Question

Question #43909

Answer 1

Its volume will decrease as well.

Explanation:

When pressure is kept constant, and assuming that the number of moles of gas is kept constant as well, temperature and volume have a direct relationship.

More specifically, if temperature decreases, volume decreases, and if temperature increases, volume increases as well. This is known as Charles' Law.

This happens because gas pressure is actually caused by the collisions that take place between the molecules and the walls of the container.

The temperature of the gas determines the average kinetic energy of the gas molecules, which in turn determines the frequency and force with which they hit the wall.
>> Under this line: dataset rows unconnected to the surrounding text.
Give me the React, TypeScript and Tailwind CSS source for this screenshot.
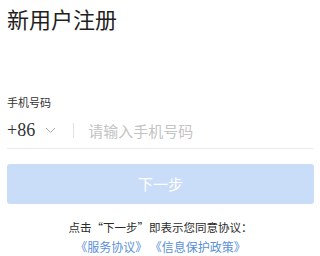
export default function App() {
  return (
    <div
      className="w-full h-[256px] bg-white pl-[7px] pr-[6px] overflow-hidden"
      style={{ fontFamily: '"Noto Sans CJK SC", "Liberation Sans", sans-serif' }}
    >
      <h1 className="pt-[7px] text-[22px] leading-[22px] font-normal text-[#1f1f1f]">
        新用户注册
      </h1>

      <div className="mt-[68px] text-[11px] leading-[11px] text-[#333]">手机号码</div>

      <div className="mt-[4px] flex h-[37px] items-center border-b border-[#ececec]">
        <span className="font-['Liberation_Serif'] text-[18px] leading-none text-[#333]">
          +86
        </span>
        <svg className="ml-[10px]" width="11" height="7" viewBox="0 0 11 7" fill="none">
          <path d="M1 1l4.5 4.5L10 1" stroke="#a8a8a8" strokeWidth="1" />
        </svg>
        <div className="ml-[17px] h-[15px] w-px bg-[#e2e2e2]" />
        <span className="ml-[14px] text-[15px] leading-none text-[#c4c4c4]">
          请输入手机号码
        </span>
      </div>

      <button className="mt-[15px] flex h-[40px] w-full items-center justify-center rounded-[3px] bg-[#c9ddf8] text-[15px] text-white">
        下一步
      </button>

      <div className="mt-[14px] text-center leading-[19px]">
        <div className="text-[11.5px] text-[#2a2a2a]">点击“下一步”即表示您同意协议：</div>
        <div className="text-[12px] text-[#5a8fd8]">《服务协议》 《信息保护政策》</div>
      </div>
    </div>
  );
}
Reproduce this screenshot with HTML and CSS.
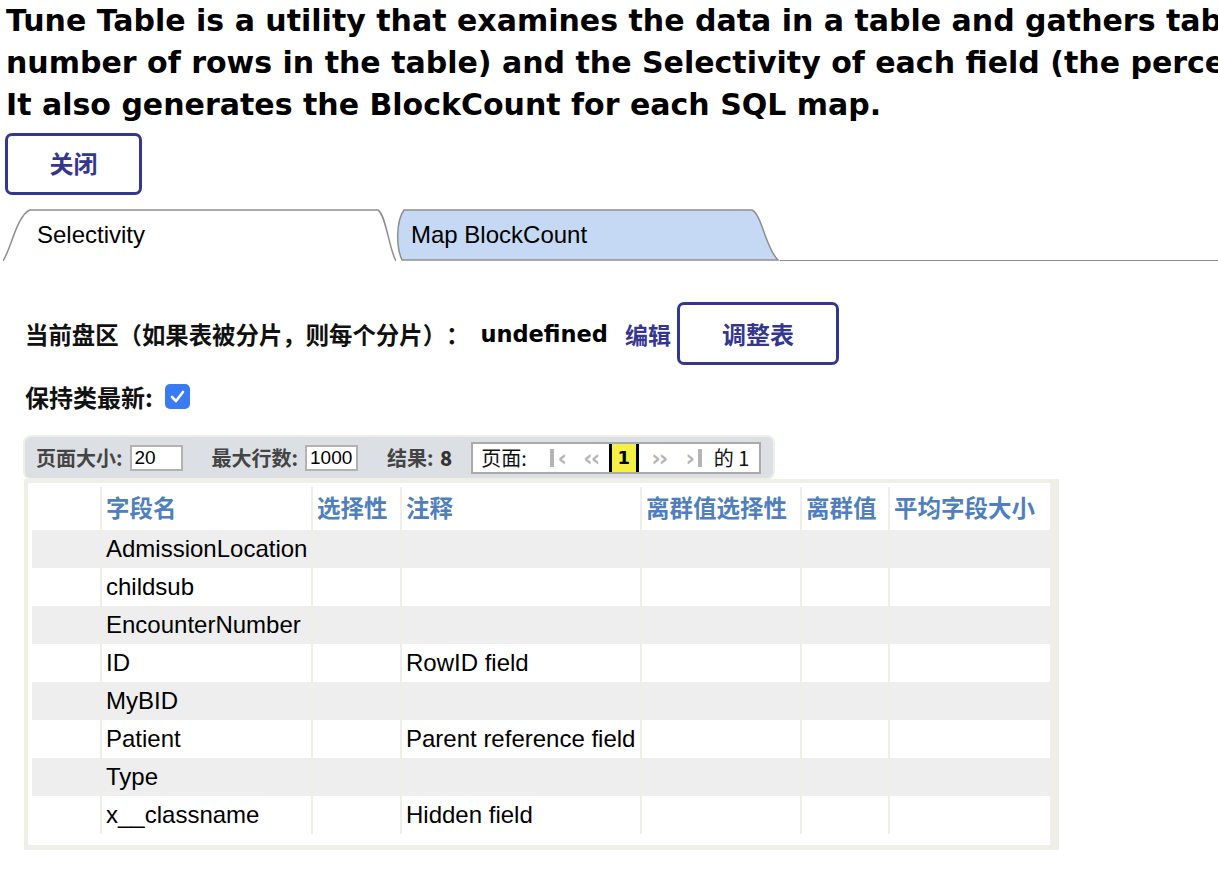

When temperature decreases, the average kinetic energy of the gas molecules decreases as well. This means that in order for the pressure to be constant, the volume needs to decrease, to compensate the lower average kinetic energy of the molecules.

Think of it like this - in order for the force and frequency of the collisions to remain unchanged, the volume needs to be smaller.

Likewise, if the temperature is increased, the molecules will have more kinetic energy, which means that the volume needs to increase to keep pressure constant.

Answer 2

You could mathematically state it this way, using the ideal gas law:

`PV = nRT`

We know that `n` and `R` are constants, so let's ignore them for now and call them `c_1`.

`PV = c_1T`

where `c_1` will never change in a closed container since nothing escapes. Since `P` is a constant as well, we can do this:

`color(blue)(V) = c_1/PT = c_2color(blue)(T)`

where `c_2` is a different constant, but again, it'll never going to change in a closed container, since nothing escapes and we have a constant pressure.

That means to keep the equality true, when temperature decreases, volume must decrease with it.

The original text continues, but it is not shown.